Enfin, il serait temps de prendre au sérieux les engagements internationaux dans le domaine de la protection des personnes et du respect des droits de l'homme. La France se rassasie d'un discours satisfait sur son rôle spécifique dans ce domaine. Mais les instruments internationaux n'ayant guère de force contraignante et comportant des mécanismes d'application déficients, il est facile de contrevenir par des mesures législatives et encore plus par des pratiques administratives à des engagements qui ne servent que pour la parade verbale. Pourtant, l'Europe se flatte, notamment à travers la Convention européenne des droits de l'homme et des libertés, de servir de modéle au monde. Elle ne peut plus longtemps contrevenir à l'esprit même des droits de l'homme qui se veut universel, en réservant aux seuls "citoyens" européens le bénéfice de cette convention qui, contrairement aux textes à portée universelle, est assortie d'un mécanisme judiciaire d'application.
L'aide publique au développement est distribuée depuis de nombreuses années, en fonction de critères d'opportunité purement politique et sans souci des conditions du développement humain. L'accroissement de leur dette a conduit certains pays parmi les plus démunis à supporter une charge annuelle d'endettement supérieure à la somme des crédits qui leur sont attribués. Le désordre persistant qui préside au marché des matières premières notamment tropicales, est un facteur aggravant de cet endettement. Les conflits de longue durée qui ravagent souvent les régions les plus pauvres, l'intérêt qu'y prennent les exportateurs d'armes sont indirectement mais largement à l'origine des déplacements durables de population. Les mines antipersonnelles, dont le commerce n'est pas interdit entravent le retour des paysans sur des surfaces considérables de terres agricoles, et donc la reprise de leurs activités, ce qui contribue à l'effondrement de certaines économies en sortie de guerre.

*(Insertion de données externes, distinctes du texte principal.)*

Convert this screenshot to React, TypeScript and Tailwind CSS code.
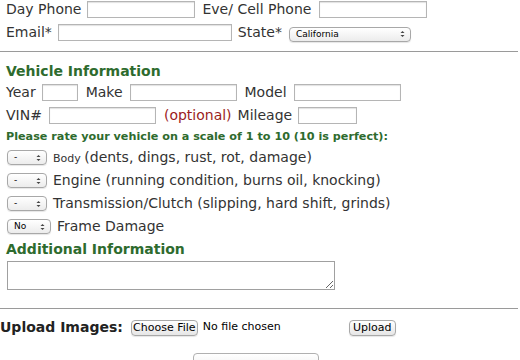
import type { ReactNode } from 'react'

const font = { fontFamily: '"DejaVu Sans", Verdana, sans-serif' }

function TextBox({ w }: { w: string }) {
  return <input type="text" className={`${w} h-[17px] border border-[#b5b5b5] bg-white shadow-[inset_0_1px_1px_rgba(0,0,0,0.12)] outline-none`} />
}

function MacSelect({ value, w }: { value: string; w: string }) {
  return (
    <span
      className={`${w} inline-flex h-[15px] items-center justify-between rounded-[4px] border border-[#a8a8a8] bg-gradient-to-b from-white to-[#ececec] pl-[6px] pr-[5px] text-[9px] leading-none text-black shadow-[0_1px_1px_rgba(0,0,0,0.1)]`}
    >
      <span>{value}</span>
      <svg width="5" height="8" viewBox="0 0 5 8" aria-hidden="true">
        <path d="M0.5 3 L2.5 1 L4.5 3 Z M0.5 5 L2.5 7 L4.5 5 Z" fill="#444" />
      </svg>
    </span>
  )
}

function MacButton({ children, className = '' }: { children: ReactNode; className?: string }) {
  return (
    <span
      className={`inline-flex h-[16px] items-center justify-center rounded-[4px] border border-[#a8a8a8] bg-gradient-to-b from-white to-[#e6e6e6] text-[11px] leading-none text-black shadow-[0_1px_1px_rgba(0,0,0,0.1)] ${className}`}
    >
      {children}
    </span>
  )
}

function RatingRow({ small, rest, value = '-', w = 'w-[40px]' }: { small?: string; rest: string; value?: string; w?: string }) {
  return (
    <div className="flex h-[23px] items-center pl-[7px]">
      <MacSelect value={value} w={w} />
      <span className="ml-[6px] text-[14px] text-[#333]">
        {small && <span className="text-[11px]">{small} </span>}
        {rest}
      </span>
    </div>
  )
}

export default function App() {
  return (
    <div className="h-[360px] w-[520px] overflow-hidden bg-white" style={font}>
      <div className="flex h-[18px] items-center pl-[6px] text-[14px] text-[#333]">
        <span>Day Phone</span>
        <span className="ml-[6px]"><TextBox w="w-[108px]" /></span>
        <span className="ml-[7px]">Eve/ Cell Phone</span>
        <span className="ml-[8px]"><TextBox w="w-[108px]" /></span>
      </div>
      <div className="mt-[5px] flex h-[18px] items-center pl-[6px] text-[14px] text-[#333]">
        <span>Email*</span>
        <span className="ml-[6px]"><TextBox w="w-[174px]" /></span>
        <span className="ml-[6px]">State*</span>
        <span className="ml-[7px]"><MacSelect value="California" w="w-[122px]" /></span>
      </div>

      <div className="mt-[10px] h-px w-[518px] bg-[#9a9a9a]" />

      <div className="mt-[10px] pl-[6px] text-[14px] font-bold leading-[18px] text-[#2e6b2e]">Vehicle Information</div>
      <div className="mt-[1px] flex h-[22px] items-center pl-[6px] text-[14px] text-[#333]">
        <span>Year</span>
        <span className="ml-[6px]"><TextBox w="w-[36px]" /></span>
        <span className="ml-[8px]">Make</span>
        <span className="ml-[7px]"><TextBox w="w-[107px]" /></span>
        <span className="ml-[8px]">Model</span>
        <span className="ml-[7px]"><TextBox w="w-[107px]" /></span>
      </div>
      <div className="mt-[1px] flex h-[22px] items-center pl-[6px] text-[14px] text-[#333]">
        <span>VIN#</span>
        <span className="ml-[7px]"><TextBox w="w-[107px]" /></span>
        <span className="ml-[8px] text-[#9b1c1c]">(optional)</span>
        <span className="ml-[6px]">Mileage</span>
        <span className="ml-[6px]"><TextBox w="w-[59px]" /></span>
      </div>
      <div className="mt-[4px] pl-[6px] text-[11.2px] font-bold leading-[14px] text-[#2e6b2e]">
        Please rate your vehicle on a scale of 1 to 10 (10 is perfect):
      </div>
      <div className="mt-[2px]">
        <RatingRow small="Body" rest="(dents, dings, rust, rot, damage)" />
        <RatingRow rest="Engine (running condition, burns oil, knocking)" />
        <RatingRow rest="Transmission/Clutch (slipping, hard shift, grinds)" />
        <RatingRow value="No" w="w-[44px]" rest=" Frame Damage" />
      </div>
      <div className="mt-[2px] pl-[6px] text-[14px] font-bold leading-[18px] text-[#2e6b2e]">Additional Information</div>
      <div className="mt-[3px] pl-[7px]">
        <textarea className="block h-[29px] w-[328px] resize border border-[#a0a0a0] bg-white outline-none" />
      </div>

      <div className="mt-[18px] h-px w-[518px] bg-[#9a9a9a]" />

      <div className="mt-[10px] flex h-[17px] items-center">
        <span className="text-[14px] font-bold text-[#222]">Upload Images:</span>
        <MacButton className="ml-[8px] w-[67px]">Choose File</MacButton>
        <span className="ml-[5px] text-[11px] text-black">No file chosen</span>
        <MacButton className="ml-[68px] w-[47px]">Upload</MacButton>
      </div>
      <div className="mt-[17px] pl-[193px]">
        <span className="block h-[20px] w-[126px] rounded-[4px] border border-[#b0b0b0] bg-gradient-to-b from-white to-[#ececec]" />
      </div>
    </div>
  )
}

Au terme de ce constat, conscients qu'à travers la dignité des étrangers notre propre dignité nationale se trouve en cause, nous appelons à un bouleversement profond de la politique française pour mettre fin à la déplorable situation présente engendrant misères et injustices, conduisant à la négation des droits humains élémentaires et à un désordre administratif préjudiciable aux intéressés.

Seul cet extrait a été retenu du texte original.